Adaptive Optics Tutorial

An adaptive optics system automatically corrects for light distortions in the medium of transmission. For example, if you look far down a road on a very hot and sunny day, you will often see what is usually called a mirage. What you are seeing is the rapidly changing temperature in the air causing it to act like a thick, constantly bending lens.

An adaptive optics system measures the characteristics of the lens and corrects for it by means of a deformable mirror controlled by a computer. The device that measures the distortions in the incoming wavefront of light is called a wavefront sensor.

Light from a nominal point source above the atmosphere enters the primary aperture and is split between a camera and a wavefront sensor ( See Fig. 1). The sensor measures the wavefront distortion and controls a tilt mirror to stabilize the image and a deformable mirror which restores the image sharpness lost to atmospheric turbulence. The adaptive optics system technologies developed and delivered by AOA include adaptive wavefront compensation for optical systems and wavefront measurement. In recent years, the technology and practice of adaptive optics have become, if not commonplace, at least well-known in the astronomical community.

Adaptive Optics Description

Figure 1

A key technology supplied by AOA is the wavefront sensor. The most commonly used approach is the Shack-Hartmann method. As shown in Figure 2, this approach is completely geometric in nature and so has no dependence on the coherence of the sensed optical beam. The incoming wavefront is broken into an array of spatial samples, called subapertures of the primary aperture, by a two dimensional array of lenslets. The subaperture sampled by each lenslet is brought to a focus at a known distance F behind each array. The lateral position of the focal spot depends on the local tilt of the incoming wavefront; a measurement of all the subaperture spot positions is therefore a measure of the gradient of the incoming wavefront. A two-dimensional integration process called reconstruction can then be used to estimate the shape of the original wavefront, and from there derive the correction signals for the deformable mirror.

 

Shack-Hartmann Description

Figure 2

The incoming wavefront sample is analyzed into spatial subapertures by a miniature lens array which creates a pattern of spots on a two-dimensional array. The deviation of each spot from its nominal center is proportional to the input tilt at the corresponding subaperture.

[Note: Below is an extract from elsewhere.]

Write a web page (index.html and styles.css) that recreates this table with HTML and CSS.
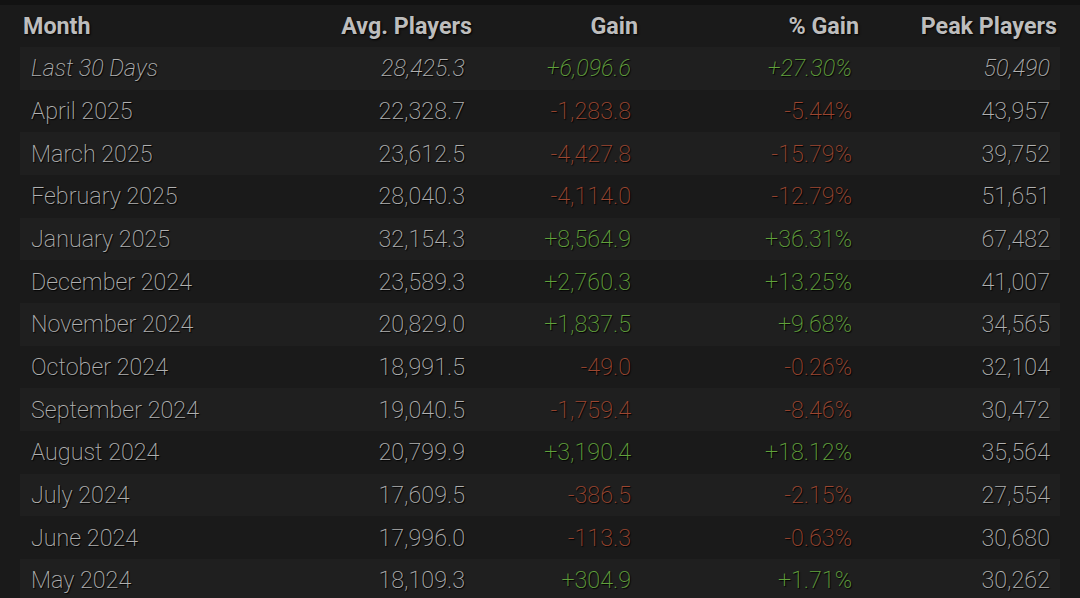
FILE: index.html
```html
<!DOCTYPE html>
<html>
<head>
<meta charset="utf-8">
<link rel="stylesheet" href="styles.css">
</head>
<body>
<div class="topstrip"></div>
<table class="stats">
  <colgroup>
    <col class="c-month"><col class="c-avg"><col class="c-gain"><col class="c-pct"><col class="c-peak">
  </colgroup>
  <thead>
    <tr><th class="left">Month</th><th>Avg. Players</th><th>Gain</th><th>% Gain</th><th>Peak Players</th></tr>
  </thead>
  <tbody>
    <tr class="odd recent"><td class="left">Last 30 Days</td><td>28,425.3</td><td class="pos">+6,096.6</td><td class="pos">+27.30%</td><td>50,490</td></tr>
    <tr><td class="left">April 2025</td><td>22,328.7</td><td class="neg">-1,283.8</td><td class="neg">-5.44%</td><td>43,957</td></tr>
    <tr class="odd"><td class="left">March 2025</td><td>23,612.5</td><td class="neg">-4,427.8</td><td class="neg">-15.79%</td><td>39,752</td></tr>
    <tr><td class="left">February 2025</td><td>28,040.3</td><td class="neg">-4,114.0</td><td class="neg">-12.79%</td><td>51,651</td></tr>
    <tr class="odd"><td class="left">January 2025</td><td>32,154.3</td><td class="pos">+8,564.9</td><td class="pos">+36.31%</td><td>67,482</td></tr>
    <tr><td class="left">December 2024</td><td>23,589.3</td><td class="pos">+2,760.3</td><td class="pos">+13.25%</td><td>41,007</td></tr>
    <tr class="odd"><td class="left">November 2024</td><td>20,829.0</td><td class="pos">+1,837.5</td><td class="pos">+9.68%</td><td>34,565</td></tr>
    <tr><td class="left">October 2024</td><td>18,991.5</td><td class="neg">-49.0</td><td class="neg">-0.26%</td><td>32,104</td></tr>
    <tr class="odd"><td class="left">September 2024</td><td>19,040.5</td><td class="neg">-1,759.4</td><td class="neg">-8.46%</td><td>30,472</td></tr>
    <tr><td class="left">August 2024</td><td>20,799.9</td><td class="pos">+3,190.4</td><td class="pos">+18.12%</td><td>35,564</td></tr>
    <tr class="odd"><td class="left">July 2024</td><td>17,609.5</td><td class="neg">-386.5</td><td class="neg">-2.15%</td><td>27,554</td></tr>
    <tr><td class="left">June 2024</td><td>17,996.0</td><td class="neg">-113.3</td><td class="neg">-0.63%</td><td>30,680</td></tr>
    <tr class="odd"><td class="left">May 2024</td><td>18,109.3</td><td class="pos">+304.9</td><td class="pos">+1.71%</td><td>30,262</td></tr>
  </tbody>
</table>
</body>
</html>
```
FILE: styles.css
```css
html, body {
  margin: 0;
  padding: 0;
  background: #1a1a1a;
  overflow: hidden;
}
body {
  font-family: Roboto, "Liberation Sans", sans-serif;
  width: 1080px;
  height: 598px;
}
.topstrip {
  height: 5px;
  background: #121212;
}
.stats {
  margin-left: 20px;
  width: 1040px;
  border-collapse: collapse;
  table-layout: fixed;
}
.c-month { width: 270px; }
.c-avg { width: 185px; }
.c-gain { width: 166px; }
.c-pct { width: 221px; }
.c-peak { width: 198px; }

.stats th {
  height: 42px;
  padding: 0 3px 0 3px;
  text-align: right;
  font-weight: 700;
  font-size: 23.3px;
  color: #bdbdbd;
  text-shadow: 1px 1px 2px #000;
  vertical-align: middle;
}
.stats th.left { text-align: left; }

.stats td {
  height: 42.67px;
  padding: 0 10px 0 11px;
  text-align: right;
  font-weight: 200;
  font-size: 23.3px;
  color: #b0b0b0;
  text-shadow: 1px 1px 1px #000;
  vertical-align: middle;
  box-sizing: border-box;
}
.stats td.left { text-align: left; }
.stats tr.odd td { background: #1f1f1f; }
.stats tr.recent td { font-style: italic; }
.stats td.pos { color: #62a23c; }
.stats td.neg { color: #9c4630; }
```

The transformation from spot array to wavefront output is illustrated in figure 3, below. The processing steps are shown clockwise from upper left, digitized spot pattern, vector representation of the spot deviations from nominal, reconstructed mirror profile, and Zernike decomposition. At center is the simple optical arrangement that makes the measurement possible.

Wavefront Analysis

Figure 3

References:

1.R. Q. Fugate and W. J. Wild, "Untwinkiling the Stars ­ Part 1", Sky Telescope,
24-31 (May 1994).
2.B. M. Welsh, B. L. Ellerbroek, M. C. Roggemann, and T. L. Pennington,
"Fundamental performance comparison of a Hartmann and a shearing
interferometer wavefront sensor", Applied Optics 34:4186-4195 (July 1995).
3.G. P. Collins, "Making stars to see stars: DOD adaptive optics work is
declassified", Physics Today, 17-21, (February 1992).